It was a maroon-robed exodus today as many monks piled onto the buses headed for Gaya, Mussoorie, Shimla, Mundgod and all other Buddhist outposts following the conclusion of the Dalai Lama's teachings. I sat in McLlo's window taking photos that had that magical afternoon glow, watching the monks tie their packages atop the rooftop luggage racks, shake hands through the windows and trade numbers on their cell phones. It felt like the last day of school. When a whole busload of monks waved goodbye like schoolkids on an expedition I waved from the restaurant window. They all waved back delightedly.
A few Hindu holy men walked around half naked with dreadlock beards and tridents, looking out of place like Shriners who'd missed the exit and ended up at the wrong convention. Varanasi is thattaway, Baba!
Monks are the quasi-celebrities of the town; everyone wants to take photos with them and they obligingly provide near-constant photo opportunities for tourists. Somehow having a monk in a photo automatically makes it cool. Refreshjngly unlike the Hindu holy men, they never ask for money in exchange for this public service.
Then I trotted down the rocky hillside trail beyond Om Hotel, stopping to play with Tashi, the resident Lhasa Apso, to see the Tse Chokling monastery. I had heard that even outsiders can rent rooms there. I like the monastic vibe but am too fond of late-night writing hours to make it in before the gates close.
Don't take your monks to town, son....
After all this holiness it was time for some pop culture entertainment. Walk the Line, the Johnny Cash biopic, was playing downstairs at the OOFCSS DVD Theatre (Out of Focus, Crappy Sound System). What do you want for thirty rupees? (less than $1.00).

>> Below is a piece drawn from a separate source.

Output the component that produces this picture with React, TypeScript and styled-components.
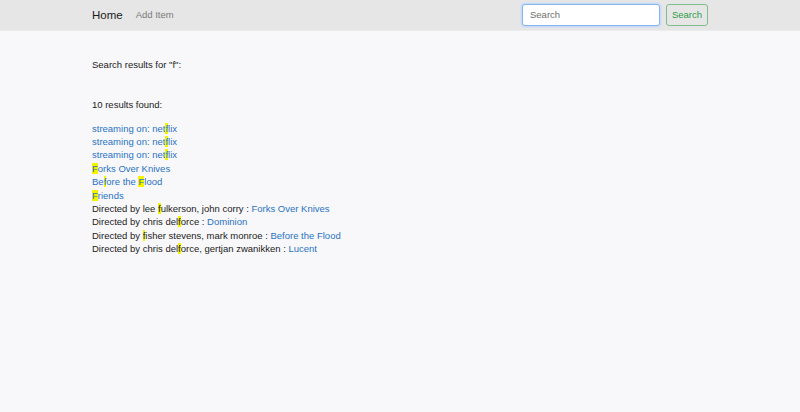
import React from "react";
import styled, { createGlobalStyle } from "styled-components";

const Global = createGlobalStyle`
  html, body { margin: 0; padding: 0; background: #f8f8fa; }
  body { font-family: "Liberation Sans", Arial, sans-serif; color: #222; }
`;

const Nav = styled.nav`
  height: 31px;
  background: #e6e6e7;
  border-bottom: 1px solid #ececee;
  box-sizing: border-box;
`;

const Container = styled.div`
  width: 616px;
  margin: 0 auto;
`;

const NavInner = styled(Container)`
  height: 100%;
  display: flex;
  align-items: center;
`;

const Brand = styled.a`
  font-size: 11.5px;
  color: #1a1a1a;
  margin-right: 13px;
  margin-top: -1px;
`;

const NavLink = styled.a`
  font-size: 9.5px;
  color: #7a7a7a;
  margin-top: -1px;
`;

const Form = styled.form`
  margin-left: auto;
  display: flex;
  gap: 6px;
  margin-top: -1px;
`;

const Input = styled.input`
  width: 138px;
  height: 22px;
  box-sizing: border-box;
  border: 1px solid #8ab4ec;
  box-shadow: 0 0 0 1.5px #c8dcf7;
  border-radius: 3px;
  font-family: "Liberation Sans", Arial, sans-serif;
  font-size: 9.5px;
  padding: 0 7px;
  background: #fff;
  color: #666;
  outline: none;
  &::placeholder { color: #6e6e6e; }
`;

const Button = styled.button`
  width: 42px;
  height: 22px;
  box-sizing: border-box;
  border: 1px solid #7fbf8b;
  border-radius: 3px;
  background: transparent;
  color: #2e9b47;
  font-family: "Liberation Sans", Arial, sans-serif;
  font-size: 9.5px;
  padding: 0;
`;

const Main = styled(Container)`
  padding-top: 27px;
  font-size: 9.5px;
  line-height: 13.4px;
`;

const Para = styled.p<{ $gap?: number }>`
  margin: 0 0 ${(p) => p.$gap ?? 0}px;
`;

const List = styled.div`
  display: flex;
  flex-direction: column;
`;

const Row = styled.div``;

const Link = styled.a`
  color: #2a72c4;
  text-decoration: none;
`;

const Mark = styled.mark`
  background: #f4f400;
  color: inherit;
  padding: 0;
`;

function hl(text: string) {
  const parts = text.split(/(f)/i);
  return parts.map((p, i) =>
    p.toLowerCase() === "f" ? <Mark key={i}>{p}</Mark> : <React.Fragment key={i}>{p}</React.Fragment>
  );
}

const titles = [
  "streaming on: netflix",
  "streaming on: netflix",
  "streaming on: netflix",
  "Forks Over Knives",
  "Before the Flood",
  "Friends",
];

const directed = [
  ["lee fulkerson, john corry", "Forks Over Knives"],
  ["chris delforce", "Dominion"],
  ["fisher stevens, mark monroe", "Before the Flood"],
  ["chris delforce, gertjan zwanikken", "Lucent"],
];

export default function App() {
  return (
    <>
      <Global />
      <Nav>
        <NavInner>
          <Brand>Home</Brand>
          <NavLink>Add Item</NavLink>
          <Form onSubmit={(e) => e.preventDefault()}>
            <Input placeholder="Search" />
            <Button type="submit">Search</Button>
          </Form>
        </NavInner>
      </Nav>
      <Main>
        <Para $gap={26.6}>Search results for "f":</Para>
        <Para $gap={10.2}>10 results found:</Para>
        <List>
          {titles.map((t, i) => (
            <Row key={i}>
              <Link>{hl(t)}</Link>
            </Row>
          ))}
          {directed.map(([d, t], i) => (
            <Row key={i}>
              Directed by {hl(d)} : <Link>{t}</Link>
            </Row>
          ))}
        </List>
      </Main>
    </>
  );
}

My fervent devotion to The Man in Black is well known. Walk the Line was not at all earth-moving, but takes place primarily in Tennessee and of course, features some of the best songs ever written, unfortunately sung anew by the stars (bad idea, who could possibly step-to?) instead of lipsynched to the originals. I think I scared the New England blue-state Teva-sporting dharma babies by knowing all the words to "Jackson" and "Folsom Prison Blues."
Well you asked me if I'll forget my baby I guess I will, someday,
I don't like it
But I guess things happen that way
The only problem with this movie, in my situation, is that is makes me want to hear the original music loud and clear, and I'm nowhere near a place to buy or hear it. The scenes on the lake in Hendersonville made me homesick for a land where people don't pee on the street, and they actually put screens on the windows to keep out mosquitos. (Don't ask. For some reason, this is a new concept in India....or at least a rare one. Instead, there are open windows with bars to keep out intruders, but no glass and no screens. How is it that we have no malaria in the States, yet plenty ways to keep out mosquitos, and the reverse is true here?)I don't like it
But I guess things happen that way
This movie is required viewing for Indian friends who don't understand why I don't understand the way they relate to their families. It features good old have-it-out, door-slammin', back-talkin,' plate-throwin', Southern Baptist families complete with disapproving stern father figure. Thank God Johnny didn't pay him no never-mind.
Well, I knew that snake was my own sweet dad From a worn-out picture that my mother'd had, And I knew that scar on his cheek and his evil eye. He was big and bent and gray and old, And I looked at him and my blood ran cold And I said: "My name is 'Sue!' how do you do!
Now you gonna die!"
Now you gonna die!"
If Mick Jagger had been Indian, he'd have stayed in the London School of Economics and become an accountant.